National Expert Group on Vaccine Administration for COVID-19 set up by the government had given some new recommendations that the Union Ministry of Health and Family Welfare has accepted.
Coronavirus vaccination in India: New guidelines for coronavirus vaccination issued! Amidst a severe second wave of coronavirus, India is also dealing with a shortage of vaccine doses. This shortage has become more visible now that the third phase for the vaccination has begun, which has effectively started the inoculation of the entire adult population in the country. However, since the virus as well as the vaccine are relatively new considering scientific research in these areas usually spans years, the guidelines for vaccination are continuously evolving. Accordingly, the National Expert Group on Vaccine Administration for COVID-19 set up by the government had given some new recommendations that the Union Ministry of Health and Family Welfare has accepted.
Here’s what the new guidelines say:
COVID-19 vaccine in India: New guidelines
The new guidelines have addressed some of the major questions that have been prevalent among people during this vaccination drive.
- As the second wave has led to a massive increase in the number of coronavirus cases, the questions regarding when COVID-19 recovered people can get the vaccine shot have also spiked considering that such people already have some level of antibodies produced naturally by their immune system. Now, the expert group has answered their queries, and has said that the vaccination, be it the first or the second dose, has to be deferred by a period of three months after recovering from the infection. This means that a person who has recovered from the disease must get the dose after three months from the day they recover from the infection.
- Another question that has been asked time and again by many is whether pregnant women can get vaccinated. The opinions of doctors also vary in this regard, and while the US CDC has recommended that pregnant women can take the vaccine, no such decision had been announced in India. The recommendation of CDC is not applicable in India because the vaccines being used in the US are completely different from the ones that India is administering. Moreover, even as the CDC has recommended that pregnant women be vaccinated, both the CDC itself and the WHO have stated that as yet, very limited data regarding safety among vaccinated pregnant women is currently available. This lack of data is likely why the expert group has now said that the issue of pregnant women is being discussed and deliberated by the National Technical Advisory Group on Immunization (NTAGI).

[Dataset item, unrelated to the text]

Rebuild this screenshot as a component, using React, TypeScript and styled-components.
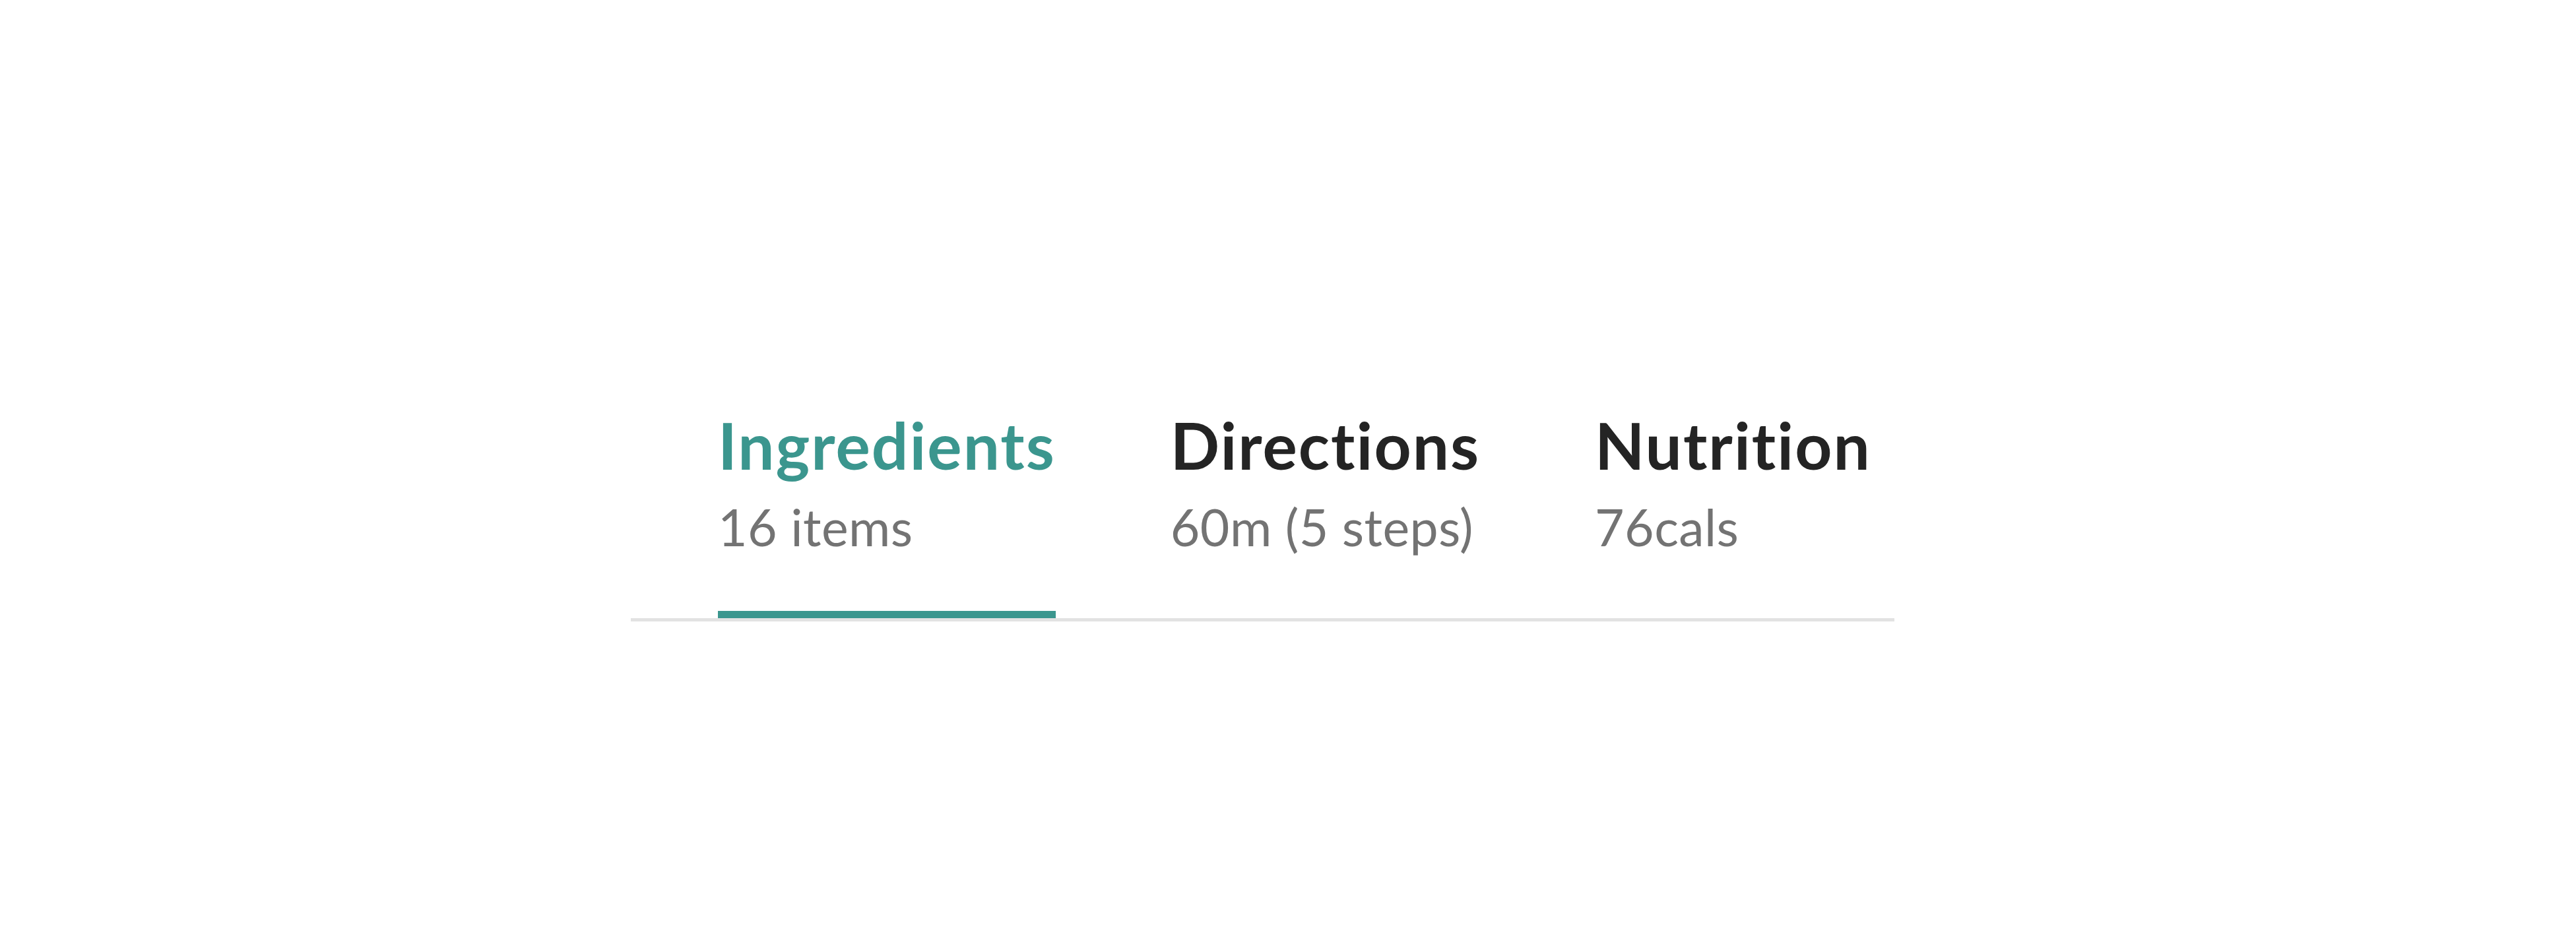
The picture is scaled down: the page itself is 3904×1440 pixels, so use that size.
import React from 'react';
import styled, { createGlobalStyle } from 'styled-components';

interface TabData {
  title: string,
  detail: string
}

const tabs: TabData[] = [
  { title: 'Ingredients', detail: '16 items' },
  { title: 'Directions', detail: '60m (5 steps)' },
  { title: 'Nutrition', detail: '76cals' },
];

const App: React.FC = () => {
  const active = 0;

  return (
    <>
      <GlobalStyle />
      <Page>
        <TabBar>
          {tabs.map((tab, i) => (
            <Tab key={tab.title} active={i === active}>
              <TabTitle active={i === active}>{tab.title}</TabTitle>
              <TabDetail>{tab.detail}</TabDetail>
            </Tab>
          ))}
        </TabBar>
      </Page>
    </>
  );
}

export default App;


const GlobalStyle = createGlobalStyle`
  html, body {
    margin: 0;
    padding: 0;
    background: #fff;
  }
  body {
    font-family: Lato, "Noto Sans", sans-serif;
    font-variant-ligatures: none;
    -webkit-font-smoothing: antialiased;
  }
`;

const Page = styled.div`
  width: 3904px;
  height: 1440px;
  box-sizing: border-box;
  padding: 625px 0 0 956px;
`;

const TabBar = styled.div`
  display: flex;
  align-items: flex-start;
  gap: 174px;
  width: 1915px;
  box-sizing: border-box;
  padding-left: 132px;
  border-bottom: 5px solid #e2e2e2;
`;

const Tab = styled.div<{active: boolean}>`
  display: flex;
  flex-direction: column;
  gap: 37px;
  padding-bottom: 89px;
  border-bottom: 11px solid ${props => props.active ? '#3b968e' : 'transparent'};
  cursor: pointer;
`;

const TabTitle = styled.span<{active: boolean}>`
  font-size: 98px;
  line-height: 1;
  font-weight: 700;
  letter-spacing: 2px;
  white-space: nowrap;
  color: ${props => props.active ? '#3b968e' : '#242424'};
`;

const TabDetail = styled.span`
  font-size: 77px;
  line-height: 1;
  font-weight: 400;
  letter-spacing: 0.4px;
  white-space: nowrap;
  color: #737373;
`;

- A similar issue is whether lactating women can get inoculated during this vaccination drive. Lactating mothers have been wanting to know whether the vaccine would somehow impact their children, while also being scared that they might pass on COVID-19 to their children if they are not vaccinated. The expert group has now given a clear recommendation that all the lactating mothers can get vaccinated.
- The panel has also said that vaccine recipients do not need to undergo Rapid Antigen Testing for screening purposes before getting the vaccine.
- The second wave of the pandemic in India saw people seeking help all over social media for medical issues, be it COVID-19 related or not, and others coming up to help them in whatever way possible. Amid this, several people have been wondering whether they would be able to donate blood soon after getting vaccinated, and in this regard, the expert panel has said that individuals can donate their blood 14 days after they receive the vaccine shot. Apart from that, for people suffering from COVID-19, the panel has said that such people would be able to donate blood 14 days after they test RT-PCR negative.